Goal
Your task is to reproduce word for word the lines running from the line containing "The picture is" to the line containing "const ACTIVE = '#0071bc';", inclusive. Nothing else belongs in the answer.
## Begin Material
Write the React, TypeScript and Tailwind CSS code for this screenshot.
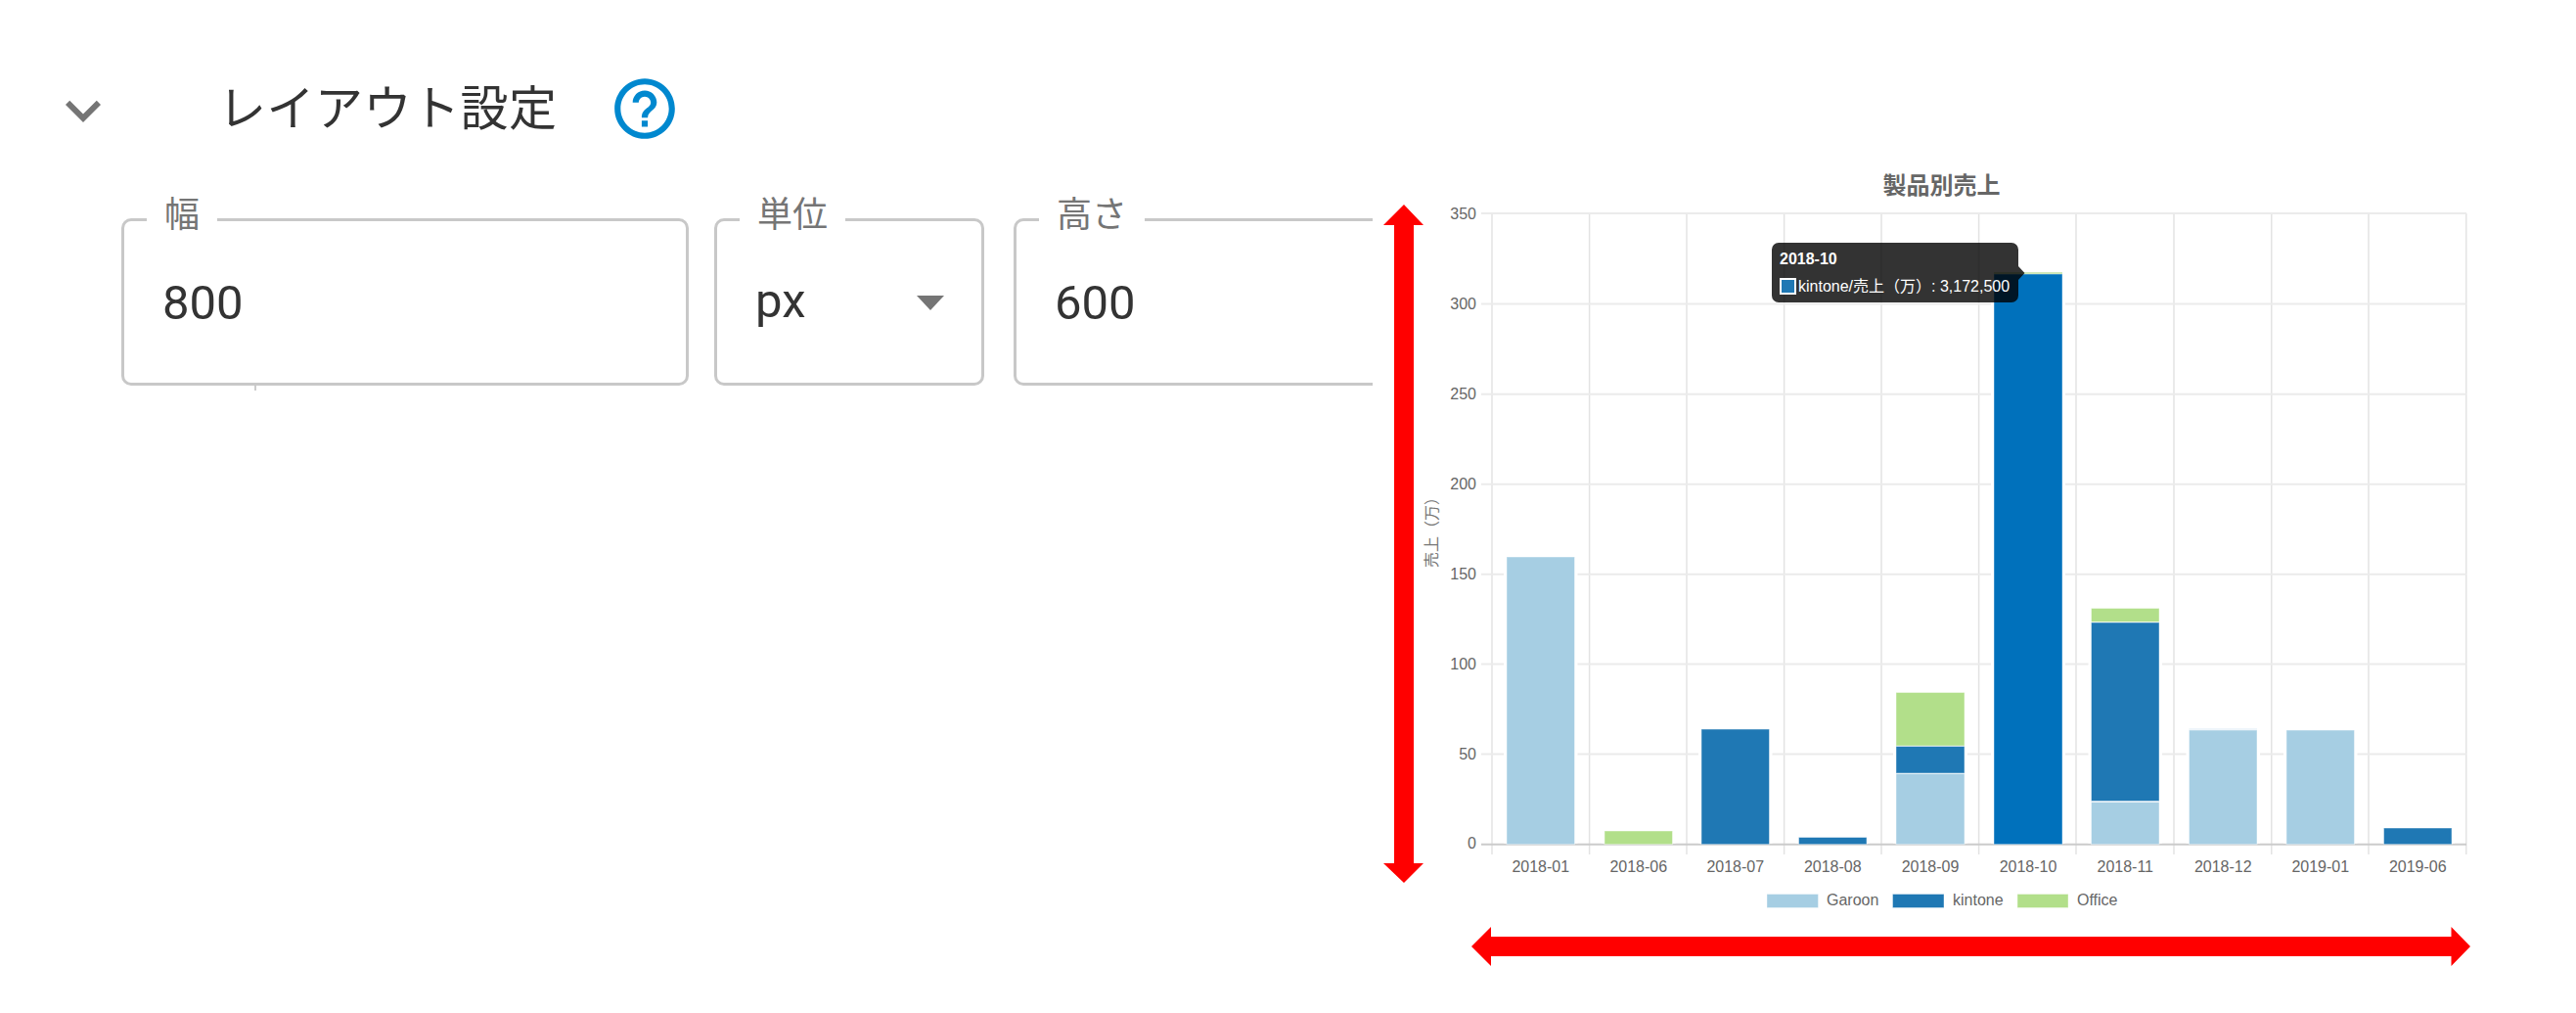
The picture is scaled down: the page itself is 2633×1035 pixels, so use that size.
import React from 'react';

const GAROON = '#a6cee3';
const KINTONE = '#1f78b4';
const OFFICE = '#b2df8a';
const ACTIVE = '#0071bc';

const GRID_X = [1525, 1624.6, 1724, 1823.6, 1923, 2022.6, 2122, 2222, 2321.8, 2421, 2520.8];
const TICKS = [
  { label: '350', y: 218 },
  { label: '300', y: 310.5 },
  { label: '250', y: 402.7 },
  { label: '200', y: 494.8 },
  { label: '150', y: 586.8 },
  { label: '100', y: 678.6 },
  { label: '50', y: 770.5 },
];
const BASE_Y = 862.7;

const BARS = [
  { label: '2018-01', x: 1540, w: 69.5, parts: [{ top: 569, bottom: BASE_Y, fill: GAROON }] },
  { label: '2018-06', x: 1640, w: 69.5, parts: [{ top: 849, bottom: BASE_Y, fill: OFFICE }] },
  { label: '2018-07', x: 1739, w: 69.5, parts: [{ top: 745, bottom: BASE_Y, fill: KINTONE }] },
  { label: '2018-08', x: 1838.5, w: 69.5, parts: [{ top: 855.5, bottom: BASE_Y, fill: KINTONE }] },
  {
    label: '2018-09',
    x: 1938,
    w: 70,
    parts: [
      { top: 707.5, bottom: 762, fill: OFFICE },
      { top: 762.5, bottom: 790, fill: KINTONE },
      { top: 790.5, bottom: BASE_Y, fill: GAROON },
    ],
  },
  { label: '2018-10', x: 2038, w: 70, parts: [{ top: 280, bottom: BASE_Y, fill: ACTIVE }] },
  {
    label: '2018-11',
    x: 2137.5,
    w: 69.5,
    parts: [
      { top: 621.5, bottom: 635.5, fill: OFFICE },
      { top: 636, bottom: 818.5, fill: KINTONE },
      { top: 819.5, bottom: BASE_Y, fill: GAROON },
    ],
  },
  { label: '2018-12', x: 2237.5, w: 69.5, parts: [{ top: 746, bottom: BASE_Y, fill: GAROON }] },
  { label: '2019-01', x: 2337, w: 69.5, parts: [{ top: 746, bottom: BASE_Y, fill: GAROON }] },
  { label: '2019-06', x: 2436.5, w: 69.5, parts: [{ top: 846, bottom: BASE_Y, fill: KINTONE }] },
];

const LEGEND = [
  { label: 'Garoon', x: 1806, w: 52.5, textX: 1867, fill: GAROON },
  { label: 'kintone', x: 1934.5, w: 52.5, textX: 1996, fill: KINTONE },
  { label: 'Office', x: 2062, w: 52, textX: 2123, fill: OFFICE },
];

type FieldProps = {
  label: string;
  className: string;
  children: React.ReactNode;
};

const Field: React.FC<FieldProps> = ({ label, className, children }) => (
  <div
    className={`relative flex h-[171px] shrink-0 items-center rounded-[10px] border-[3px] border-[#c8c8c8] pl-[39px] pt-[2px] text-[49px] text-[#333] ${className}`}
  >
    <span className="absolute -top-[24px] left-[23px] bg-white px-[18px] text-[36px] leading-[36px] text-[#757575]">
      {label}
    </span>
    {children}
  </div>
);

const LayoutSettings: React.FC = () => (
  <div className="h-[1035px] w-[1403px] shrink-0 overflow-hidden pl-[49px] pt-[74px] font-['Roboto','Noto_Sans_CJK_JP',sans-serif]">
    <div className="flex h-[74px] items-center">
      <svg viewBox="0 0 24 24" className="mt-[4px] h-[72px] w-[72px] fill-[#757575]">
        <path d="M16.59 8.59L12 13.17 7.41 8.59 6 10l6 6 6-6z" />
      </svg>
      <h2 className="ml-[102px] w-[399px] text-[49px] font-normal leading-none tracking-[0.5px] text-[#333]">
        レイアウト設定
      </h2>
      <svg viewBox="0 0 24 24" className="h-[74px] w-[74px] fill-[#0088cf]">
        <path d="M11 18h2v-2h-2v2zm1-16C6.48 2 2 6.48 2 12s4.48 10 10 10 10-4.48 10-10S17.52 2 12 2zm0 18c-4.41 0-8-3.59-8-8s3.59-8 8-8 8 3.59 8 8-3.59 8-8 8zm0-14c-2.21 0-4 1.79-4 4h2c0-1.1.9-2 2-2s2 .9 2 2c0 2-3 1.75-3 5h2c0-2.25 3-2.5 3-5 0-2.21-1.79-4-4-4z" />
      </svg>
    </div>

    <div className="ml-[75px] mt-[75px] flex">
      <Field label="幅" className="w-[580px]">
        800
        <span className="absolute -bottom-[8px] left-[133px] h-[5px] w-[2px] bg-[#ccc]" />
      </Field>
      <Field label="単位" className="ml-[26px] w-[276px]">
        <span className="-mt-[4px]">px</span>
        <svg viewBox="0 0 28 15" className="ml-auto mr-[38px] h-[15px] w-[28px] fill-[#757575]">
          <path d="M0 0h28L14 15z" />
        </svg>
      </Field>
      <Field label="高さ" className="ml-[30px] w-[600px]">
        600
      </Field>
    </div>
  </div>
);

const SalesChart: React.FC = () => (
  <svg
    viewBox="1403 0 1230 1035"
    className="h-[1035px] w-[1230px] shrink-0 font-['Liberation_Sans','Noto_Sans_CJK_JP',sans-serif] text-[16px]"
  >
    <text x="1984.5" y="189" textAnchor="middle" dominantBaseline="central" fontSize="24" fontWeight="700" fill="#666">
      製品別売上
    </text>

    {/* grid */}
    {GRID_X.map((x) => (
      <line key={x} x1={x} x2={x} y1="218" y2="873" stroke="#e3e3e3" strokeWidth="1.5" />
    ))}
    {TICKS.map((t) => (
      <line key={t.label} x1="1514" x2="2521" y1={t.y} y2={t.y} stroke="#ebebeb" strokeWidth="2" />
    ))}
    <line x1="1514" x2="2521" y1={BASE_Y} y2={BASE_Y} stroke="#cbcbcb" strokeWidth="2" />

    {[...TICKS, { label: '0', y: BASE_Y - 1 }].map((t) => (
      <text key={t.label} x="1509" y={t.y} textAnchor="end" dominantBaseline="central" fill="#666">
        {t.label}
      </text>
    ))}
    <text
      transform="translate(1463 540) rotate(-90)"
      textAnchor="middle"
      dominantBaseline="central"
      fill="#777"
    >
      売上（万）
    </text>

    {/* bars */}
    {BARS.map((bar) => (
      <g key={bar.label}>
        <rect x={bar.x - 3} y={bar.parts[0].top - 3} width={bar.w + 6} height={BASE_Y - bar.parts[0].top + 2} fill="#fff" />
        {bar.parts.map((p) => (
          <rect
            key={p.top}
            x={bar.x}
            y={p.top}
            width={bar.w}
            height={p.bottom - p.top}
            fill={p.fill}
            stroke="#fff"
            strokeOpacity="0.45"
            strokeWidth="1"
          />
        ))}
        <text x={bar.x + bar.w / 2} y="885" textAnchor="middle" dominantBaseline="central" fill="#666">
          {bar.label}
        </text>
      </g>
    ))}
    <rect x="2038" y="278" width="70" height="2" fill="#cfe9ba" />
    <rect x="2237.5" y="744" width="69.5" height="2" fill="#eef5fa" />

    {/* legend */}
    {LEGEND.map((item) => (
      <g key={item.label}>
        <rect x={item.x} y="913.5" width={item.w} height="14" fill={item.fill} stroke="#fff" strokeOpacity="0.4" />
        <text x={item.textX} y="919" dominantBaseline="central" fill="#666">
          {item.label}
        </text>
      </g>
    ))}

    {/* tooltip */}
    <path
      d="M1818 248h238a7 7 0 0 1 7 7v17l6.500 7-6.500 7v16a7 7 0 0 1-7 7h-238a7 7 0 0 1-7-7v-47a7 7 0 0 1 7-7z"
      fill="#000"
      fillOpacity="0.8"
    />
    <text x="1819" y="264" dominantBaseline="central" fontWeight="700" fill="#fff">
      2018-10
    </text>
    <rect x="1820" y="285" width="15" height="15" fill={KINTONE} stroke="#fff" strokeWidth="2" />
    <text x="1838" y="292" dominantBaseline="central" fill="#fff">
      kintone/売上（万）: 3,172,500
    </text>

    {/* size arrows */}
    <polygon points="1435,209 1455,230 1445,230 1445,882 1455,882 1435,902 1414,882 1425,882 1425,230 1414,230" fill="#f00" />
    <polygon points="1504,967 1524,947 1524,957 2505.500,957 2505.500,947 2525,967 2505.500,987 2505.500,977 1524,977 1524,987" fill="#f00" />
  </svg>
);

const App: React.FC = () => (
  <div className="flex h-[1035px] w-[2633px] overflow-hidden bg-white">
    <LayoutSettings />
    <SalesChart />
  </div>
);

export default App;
## End Material
Solution to the exercise
The picture is scaled down: the page itself is 2633×1035 pixels, so use that size.
import React from 'react';

const GAROON = '#a6cee3';
const KINTONE = '#1f78b4';
const OFFICE = '#b2df8a';
const ACTIVE = '#0071bc';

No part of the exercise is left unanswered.